I’m working for the drug lab in Amherst … mostly to perform chemical analysis of suspected narcotics. Though I also help maintain some instrumentation. Do quality control. Testify in court. How to Fix a Drug Scandal I, Farak, Netflix 2020
In the United States, if you’ve been arrested on illegal drug charges, the evidence against you is sent to a laboratory for testing. In Massachusetts, two labs handled most of the drug cases in the state. This is the story of what went wrong. ibid. captions
25-30,000 cases have been dumped in our laps. ibid. state attorney
In Massachusetts tonight a drug lab scandal … A state police chemist is suspected of altering drug samples, faking test results and listing some drug samples as positive even though she never tested them. ibid. television news
People were in prison based on drugs certificates signed by Sonja Farak. ibid. lawyer
I knew the Amherst lab was underfunded and didn’t have sort of basics. ibid. insider
35-year-old Sonja Farak was arrested on two counts of evidence tampering and two counts of drug possession. How to Fix a Drug Scandal II
Annie Dookhan: classifications that were going on that weren’t completely accurate. ibid. lawyer
She [Dookhan] was faking, she was cheating … she was simply signing off and getting these cases out the door. ibid. dude
[Judge] Kinder decides that these criminal acts of Farak’s only go back to July 2012. ibid.

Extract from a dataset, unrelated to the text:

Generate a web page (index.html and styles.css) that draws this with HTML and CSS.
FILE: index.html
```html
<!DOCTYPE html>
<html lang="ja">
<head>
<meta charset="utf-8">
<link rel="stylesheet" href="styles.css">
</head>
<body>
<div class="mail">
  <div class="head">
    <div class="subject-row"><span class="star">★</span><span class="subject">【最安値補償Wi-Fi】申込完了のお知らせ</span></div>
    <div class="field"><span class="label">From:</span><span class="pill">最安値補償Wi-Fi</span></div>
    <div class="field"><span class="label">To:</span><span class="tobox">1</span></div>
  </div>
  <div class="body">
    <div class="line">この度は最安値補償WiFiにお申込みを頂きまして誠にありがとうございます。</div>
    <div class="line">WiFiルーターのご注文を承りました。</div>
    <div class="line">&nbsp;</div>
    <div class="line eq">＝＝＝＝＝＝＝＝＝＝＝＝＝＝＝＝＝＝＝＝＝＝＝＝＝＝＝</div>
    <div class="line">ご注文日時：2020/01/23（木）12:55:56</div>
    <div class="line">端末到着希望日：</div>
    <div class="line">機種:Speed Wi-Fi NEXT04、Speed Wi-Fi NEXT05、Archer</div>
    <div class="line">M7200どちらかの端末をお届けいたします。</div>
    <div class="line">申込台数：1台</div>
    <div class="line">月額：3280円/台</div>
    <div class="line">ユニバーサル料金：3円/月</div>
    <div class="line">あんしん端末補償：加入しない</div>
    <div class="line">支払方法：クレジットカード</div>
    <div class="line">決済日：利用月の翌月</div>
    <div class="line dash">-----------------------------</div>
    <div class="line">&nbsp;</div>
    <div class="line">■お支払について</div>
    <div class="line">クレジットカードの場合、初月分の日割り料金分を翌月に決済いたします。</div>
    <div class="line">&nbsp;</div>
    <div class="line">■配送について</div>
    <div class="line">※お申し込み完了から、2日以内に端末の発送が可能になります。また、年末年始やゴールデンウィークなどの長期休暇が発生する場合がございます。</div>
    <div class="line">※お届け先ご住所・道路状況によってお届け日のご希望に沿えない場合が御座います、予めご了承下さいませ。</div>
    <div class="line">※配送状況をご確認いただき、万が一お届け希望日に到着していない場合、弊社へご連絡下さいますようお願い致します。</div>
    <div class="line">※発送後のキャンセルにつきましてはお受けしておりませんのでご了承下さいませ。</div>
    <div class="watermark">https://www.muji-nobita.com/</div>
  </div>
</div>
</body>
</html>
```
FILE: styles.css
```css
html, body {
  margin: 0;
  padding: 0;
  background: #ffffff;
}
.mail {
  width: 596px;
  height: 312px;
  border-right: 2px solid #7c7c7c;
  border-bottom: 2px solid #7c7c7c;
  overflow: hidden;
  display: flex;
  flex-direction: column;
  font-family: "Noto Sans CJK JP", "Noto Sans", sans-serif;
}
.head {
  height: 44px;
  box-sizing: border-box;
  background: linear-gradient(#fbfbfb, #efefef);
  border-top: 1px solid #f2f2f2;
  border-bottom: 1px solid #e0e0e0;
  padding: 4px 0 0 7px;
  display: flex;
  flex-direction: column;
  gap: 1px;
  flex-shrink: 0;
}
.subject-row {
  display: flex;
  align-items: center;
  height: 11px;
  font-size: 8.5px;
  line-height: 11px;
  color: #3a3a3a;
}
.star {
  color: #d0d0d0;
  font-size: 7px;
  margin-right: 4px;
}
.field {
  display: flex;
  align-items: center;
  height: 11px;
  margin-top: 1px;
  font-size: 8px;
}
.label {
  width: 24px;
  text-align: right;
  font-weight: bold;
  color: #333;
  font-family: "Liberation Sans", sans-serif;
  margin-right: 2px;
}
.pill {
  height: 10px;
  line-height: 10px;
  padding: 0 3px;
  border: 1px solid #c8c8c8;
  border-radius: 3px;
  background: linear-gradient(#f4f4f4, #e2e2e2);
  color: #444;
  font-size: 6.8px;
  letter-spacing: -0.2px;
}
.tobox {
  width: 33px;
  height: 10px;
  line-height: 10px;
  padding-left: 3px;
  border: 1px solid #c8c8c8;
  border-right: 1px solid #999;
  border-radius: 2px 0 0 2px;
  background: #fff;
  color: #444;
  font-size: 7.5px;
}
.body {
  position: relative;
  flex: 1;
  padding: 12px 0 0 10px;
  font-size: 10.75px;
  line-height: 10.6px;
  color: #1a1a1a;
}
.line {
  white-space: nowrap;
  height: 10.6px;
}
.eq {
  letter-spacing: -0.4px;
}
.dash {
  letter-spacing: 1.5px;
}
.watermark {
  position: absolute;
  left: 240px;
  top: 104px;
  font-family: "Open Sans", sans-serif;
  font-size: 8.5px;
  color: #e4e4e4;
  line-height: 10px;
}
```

2011: I’d already exhausted the Methamphetamine, amphetamine and Ketamine standards, and then I did start trying to smoke crack cocaine … There was not a lot of it … and quickly became very addicted … I actually smoked in the evidence room. How to Fix a Drug Scandal III, Farak
She began cooking powdered cocaine into crack at her work station. ibid. dude
Chemist Annie Dookhan was sentenced to a three-to-five-year prison term for falsifying drug tests affecting tens of thousands of criminal cases. But there has been little movement to deal with all of the convictions based on the lab’s testing. ibid. news report
Northampton chemist Sonja Farak gets 18 months in jail. ibid. newspaper headline
It took years to work out what cases she [Farak] had worked on. How is this possible? ibid. defense dude
They [the state] argue they [victims] can all be retrialled one at a time. How to Fix a Drugs Scandal IV, news report
There were thousands and thousands of criminal cases whose convictions are probably invalid. ibid. defense dude
She [Farak] was definitely a drug addict. And my natural tendency is to really sympathise with drug addicts, and feel like they are suffering. ibid.
Judge Carey issued his decision – the Carey Report – it vindicated Luke Ryan and found that Anne Kaczmarek and Kris Foster had committed ‘a fraud upon the court’. ibid.
Judge Carey dismissed the charges against Rolando Panate ‘with prejudice’. After 5 years in custody, Rolando was released. Rolando was among the last defendants to be released from prison because of tainted drug evidence from the Amherst lab. ibid. caption
But there were still tens of thousands of people with felony convictions on their records based on drug evidence tested by Sonja Farak or Annie Dookhan. ibid.
The largest mass dismissal of criminal convictions in US history. ibid.